On April 13, 2011, her neurosurgeon, Dr. Alejandro Vargas, advised her against high-risk surgery and said that she probably had about a month to live.

She said that she went home "afraid of dying and leaving my children and my husband." At the same time, Mrs. Mora said that she relied on her strong faith and her "deep love for God" to see her through this time of crisis.

Even as her health grew worse, Mrs. Mora sought the intercession of John Paul II.

A few weeks later, on May 1, she had planned to join thousands of the faithful at National Stadium in San Jose to watch on a large screen Pope Benedict XVI beatify John Paul II in Rome, but she was too weak to go. She stayed at home instead and watched the beatification on her television.

Mrs. Mora said that a photograph of John Paul II seemed to speak to her during the beatification.

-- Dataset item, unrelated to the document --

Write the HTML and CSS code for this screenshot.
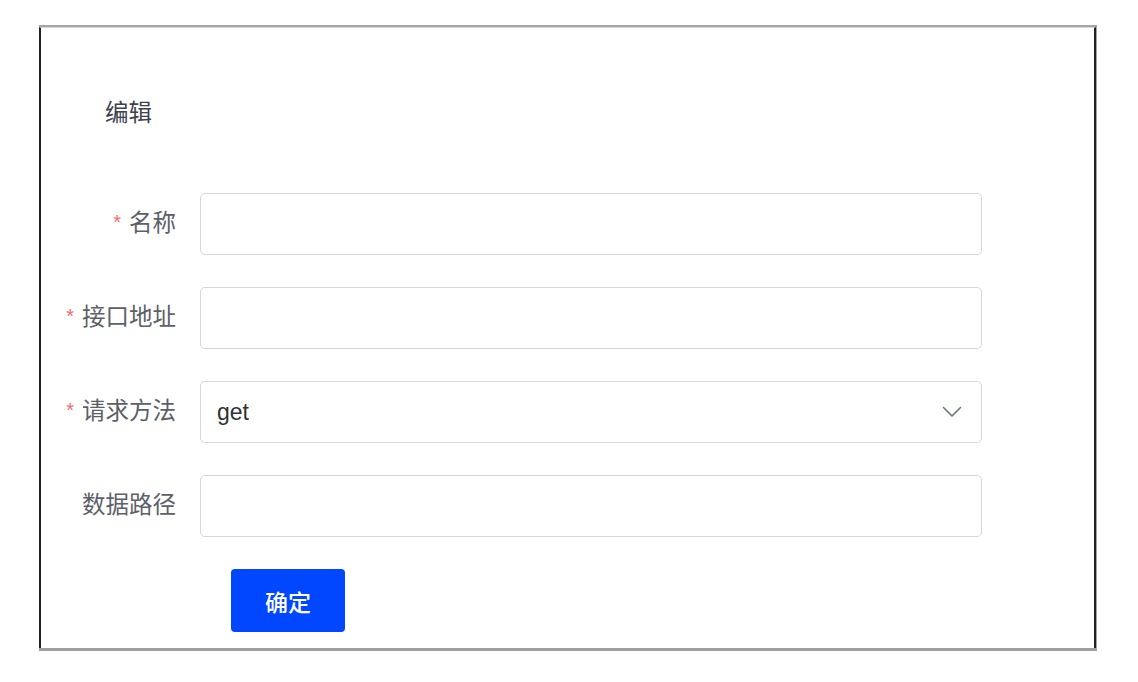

"The next morning, I woke up, and heard a voice that told me: 'Rise! Don't be afraid!' And I said, 'Yes, my Lord,'" Mrs. Mora recounted. "Since that day, I got up from that bed, and I'm here and well."

Dr. Vargas, who attended the press conference, said he conducted a battery of tests and was incredulous at the results.

"I was surprised: the aneurism did not exist," the doctor said, reporting that Mrs. Mora's brain arteries appeared "totally normal."

In their own investigation of the miracle, Vatican experts interviewed Dr. Vargas exhaustively and then flew Mrs. Mora to Rome for another round of medical tests to verify that she had been completely healed.

"God exists, there are many miracles, and I'm one of them," Mrs. Mora said.

"God directed His compassion towards such a tiny country and blessed us with a miracle!" said San Jose Archbishop Hugo Barrantes, also at the press conference.

Whether the canonization of Blessed John Paul II is celebrated later this year or sometime next year, Mrs. Mora plans to travel to the Vatican for the occasion. During the festivities, she'll undoubtedly share again about John Paul's Mercy Sunday miracle, which has given her a new lease on life.

In the meantime, you might find her praying together with her family and friends at an altar she and her husband, Edwin Arce, have built at the entrance to their home. The altar features a portrait of Blessed John Paul II surrounded by flowers and candles.